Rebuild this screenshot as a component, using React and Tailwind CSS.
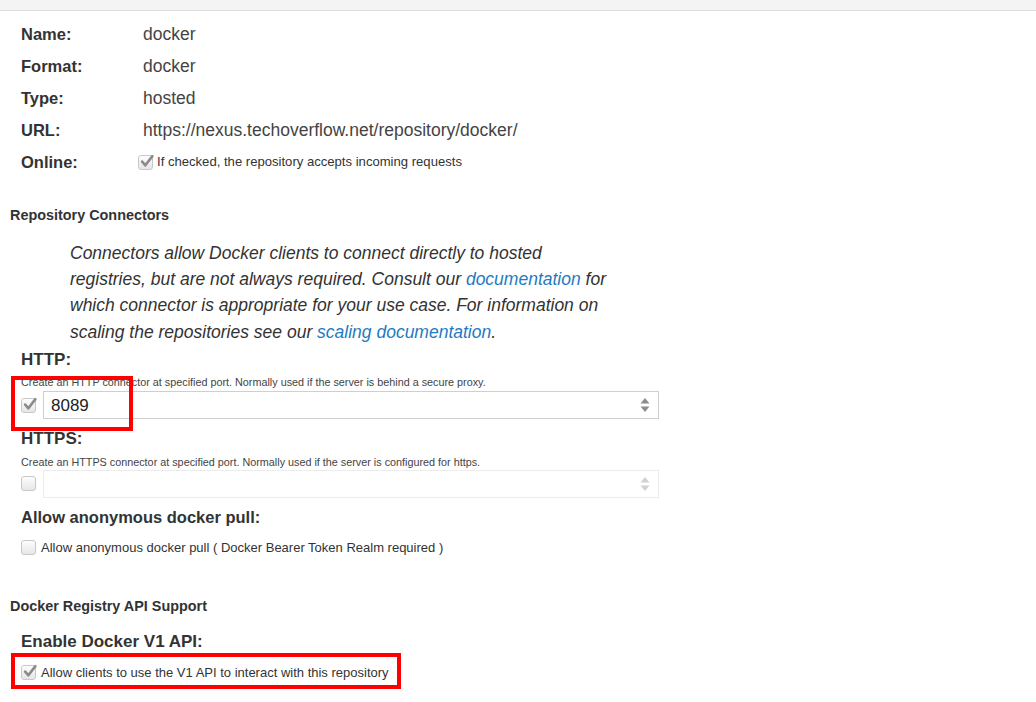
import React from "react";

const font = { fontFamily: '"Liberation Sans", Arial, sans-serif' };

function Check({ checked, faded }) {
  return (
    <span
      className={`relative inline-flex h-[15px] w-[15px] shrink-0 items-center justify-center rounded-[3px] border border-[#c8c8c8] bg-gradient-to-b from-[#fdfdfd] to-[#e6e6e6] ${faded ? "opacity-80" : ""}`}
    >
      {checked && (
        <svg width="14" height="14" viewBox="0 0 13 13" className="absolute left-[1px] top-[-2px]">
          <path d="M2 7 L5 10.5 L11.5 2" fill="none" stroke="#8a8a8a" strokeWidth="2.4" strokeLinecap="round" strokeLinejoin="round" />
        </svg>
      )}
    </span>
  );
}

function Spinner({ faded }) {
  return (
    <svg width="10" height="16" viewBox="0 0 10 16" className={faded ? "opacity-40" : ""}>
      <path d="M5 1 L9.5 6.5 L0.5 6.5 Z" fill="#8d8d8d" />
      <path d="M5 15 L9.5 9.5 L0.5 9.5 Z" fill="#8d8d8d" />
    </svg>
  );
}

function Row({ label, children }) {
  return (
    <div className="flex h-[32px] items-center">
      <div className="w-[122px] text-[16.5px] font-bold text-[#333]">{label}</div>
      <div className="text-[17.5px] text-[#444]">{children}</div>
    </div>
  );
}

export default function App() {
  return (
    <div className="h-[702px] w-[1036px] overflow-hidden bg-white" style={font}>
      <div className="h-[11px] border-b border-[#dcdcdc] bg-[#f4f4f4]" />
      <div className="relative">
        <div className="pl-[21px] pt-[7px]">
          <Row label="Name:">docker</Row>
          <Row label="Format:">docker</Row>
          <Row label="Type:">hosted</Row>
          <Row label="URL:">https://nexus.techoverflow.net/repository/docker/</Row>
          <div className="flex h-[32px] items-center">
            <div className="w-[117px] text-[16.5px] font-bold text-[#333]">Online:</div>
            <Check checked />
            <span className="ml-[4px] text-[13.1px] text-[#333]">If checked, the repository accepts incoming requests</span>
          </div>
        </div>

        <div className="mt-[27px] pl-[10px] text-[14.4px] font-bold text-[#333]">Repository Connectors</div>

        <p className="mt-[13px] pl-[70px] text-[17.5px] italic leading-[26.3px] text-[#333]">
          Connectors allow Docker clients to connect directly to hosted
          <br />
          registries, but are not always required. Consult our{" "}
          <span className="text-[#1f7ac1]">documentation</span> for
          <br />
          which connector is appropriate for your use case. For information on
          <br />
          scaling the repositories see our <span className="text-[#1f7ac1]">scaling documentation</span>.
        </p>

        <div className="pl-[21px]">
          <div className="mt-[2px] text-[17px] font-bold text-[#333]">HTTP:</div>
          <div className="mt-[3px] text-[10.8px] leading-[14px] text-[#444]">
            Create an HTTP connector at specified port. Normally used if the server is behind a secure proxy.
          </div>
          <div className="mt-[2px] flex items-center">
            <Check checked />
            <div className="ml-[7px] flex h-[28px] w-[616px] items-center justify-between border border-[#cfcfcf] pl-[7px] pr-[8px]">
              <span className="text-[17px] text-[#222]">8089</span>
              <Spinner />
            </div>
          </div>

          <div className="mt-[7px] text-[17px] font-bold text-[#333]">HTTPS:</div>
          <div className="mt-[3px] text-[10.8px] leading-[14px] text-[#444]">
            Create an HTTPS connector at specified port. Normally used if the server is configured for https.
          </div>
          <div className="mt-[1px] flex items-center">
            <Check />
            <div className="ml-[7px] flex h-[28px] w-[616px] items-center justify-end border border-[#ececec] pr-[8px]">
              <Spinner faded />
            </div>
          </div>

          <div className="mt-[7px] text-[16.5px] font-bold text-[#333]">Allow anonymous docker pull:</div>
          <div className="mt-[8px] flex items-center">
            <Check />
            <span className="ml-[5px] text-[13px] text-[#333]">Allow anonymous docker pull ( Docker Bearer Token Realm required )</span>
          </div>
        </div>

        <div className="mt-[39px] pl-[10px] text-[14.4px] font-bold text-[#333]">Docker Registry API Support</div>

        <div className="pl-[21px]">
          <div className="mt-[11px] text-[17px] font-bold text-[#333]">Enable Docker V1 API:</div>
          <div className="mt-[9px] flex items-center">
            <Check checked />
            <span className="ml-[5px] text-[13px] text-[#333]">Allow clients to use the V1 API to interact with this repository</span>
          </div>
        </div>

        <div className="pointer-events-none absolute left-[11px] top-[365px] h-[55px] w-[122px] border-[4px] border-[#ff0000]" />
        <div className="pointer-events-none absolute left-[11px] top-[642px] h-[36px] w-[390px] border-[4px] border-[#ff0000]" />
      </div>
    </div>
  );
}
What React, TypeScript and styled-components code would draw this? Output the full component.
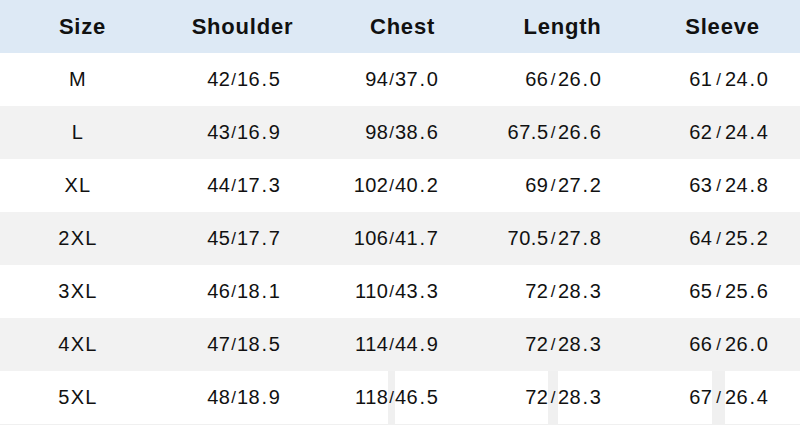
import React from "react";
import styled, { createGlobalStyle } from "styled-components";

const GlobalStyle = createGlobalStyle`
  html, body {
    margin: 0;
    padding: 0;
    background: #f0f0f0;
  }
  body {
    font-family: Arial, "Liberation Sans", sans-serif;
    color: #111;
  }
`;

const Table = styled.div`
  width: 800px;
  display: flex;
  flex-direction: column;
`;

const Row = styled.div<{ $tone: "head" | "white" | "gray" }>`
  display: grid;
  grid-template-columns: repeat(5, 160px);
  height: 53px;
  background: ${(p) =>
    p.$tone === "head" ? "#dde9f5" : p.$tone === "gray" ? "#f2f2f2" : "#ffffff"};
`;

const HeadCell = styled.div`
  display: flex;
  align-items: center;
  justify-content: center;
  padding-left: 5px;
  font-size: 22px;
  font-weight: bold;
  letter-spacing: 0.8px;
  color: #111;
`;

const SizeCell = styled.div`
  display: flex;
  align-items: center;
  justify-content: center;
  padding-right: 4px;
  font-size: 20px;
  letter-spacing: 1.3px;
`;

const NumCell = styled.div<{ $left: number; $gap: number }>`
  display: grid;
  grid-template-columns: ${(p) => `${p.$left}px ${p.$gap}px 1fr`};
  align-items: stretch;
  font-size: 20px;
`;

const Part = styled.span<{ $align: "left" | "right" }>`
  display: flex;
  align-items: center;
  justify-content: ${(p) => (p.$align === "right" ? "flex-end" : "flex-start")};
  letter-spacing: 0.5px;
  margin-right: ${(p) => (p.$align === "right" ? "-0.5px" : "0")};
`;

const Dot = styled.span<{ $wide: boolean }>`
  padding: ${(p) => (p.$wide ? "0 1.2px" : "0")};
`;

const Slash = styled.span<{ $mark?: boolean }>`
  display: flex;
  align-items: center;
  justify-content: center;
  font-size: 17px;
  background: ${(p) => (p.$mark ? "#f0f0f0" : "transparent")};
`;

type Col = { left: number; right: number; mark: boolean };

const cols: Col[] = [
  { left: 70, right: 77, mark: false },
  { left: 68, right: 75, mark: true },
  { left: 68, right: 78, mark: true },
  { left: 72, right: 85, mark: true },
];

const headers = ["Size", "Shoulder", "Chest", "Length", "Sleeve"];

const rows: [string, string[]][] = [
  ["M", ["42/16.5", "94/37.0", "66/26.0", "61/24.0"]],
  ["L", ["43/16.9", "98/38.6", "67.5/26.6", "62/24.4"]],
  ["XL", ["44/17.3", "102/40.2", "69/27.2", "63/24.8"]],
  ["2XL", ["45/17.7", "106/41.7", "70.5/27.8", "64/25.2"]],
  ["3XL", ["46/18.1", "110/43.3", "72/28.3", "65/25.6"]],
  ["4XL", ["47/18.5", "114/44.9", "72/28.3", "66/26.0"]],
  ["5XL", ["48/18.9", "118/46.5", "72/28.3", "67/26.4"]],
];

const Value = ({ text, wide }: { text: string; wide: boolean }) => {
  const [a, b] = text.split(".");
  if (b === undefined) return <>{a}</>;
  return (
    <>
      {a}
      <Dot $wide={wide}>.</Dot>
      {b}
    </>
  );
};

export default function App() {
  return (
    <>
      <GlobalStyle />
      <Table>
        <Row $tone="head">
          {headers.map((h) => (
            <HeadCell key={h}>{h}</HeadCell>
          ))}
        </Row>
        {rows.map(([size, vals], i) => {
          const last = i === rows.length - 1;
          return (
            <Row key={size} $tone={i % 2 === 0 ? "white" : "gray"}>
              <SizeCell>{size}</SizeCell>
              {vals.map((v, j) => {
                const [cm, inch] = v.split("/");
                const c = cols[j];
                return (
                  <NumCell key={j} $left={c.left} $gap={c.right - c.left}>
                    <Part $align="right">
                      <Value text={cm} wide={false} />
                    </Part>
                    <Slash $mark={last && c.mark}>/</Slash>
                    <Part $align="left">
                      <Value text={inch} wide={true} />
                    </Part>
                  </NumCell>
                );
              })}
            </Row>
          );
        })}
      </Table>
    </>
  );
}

| Written exercise |
Pull out all lines from the listing that contain the string "components".

| Response |
What React, TypeScript and styled-components code would draw this? Output the full component.
import styled, { createGlobalStyle } from "styled-components";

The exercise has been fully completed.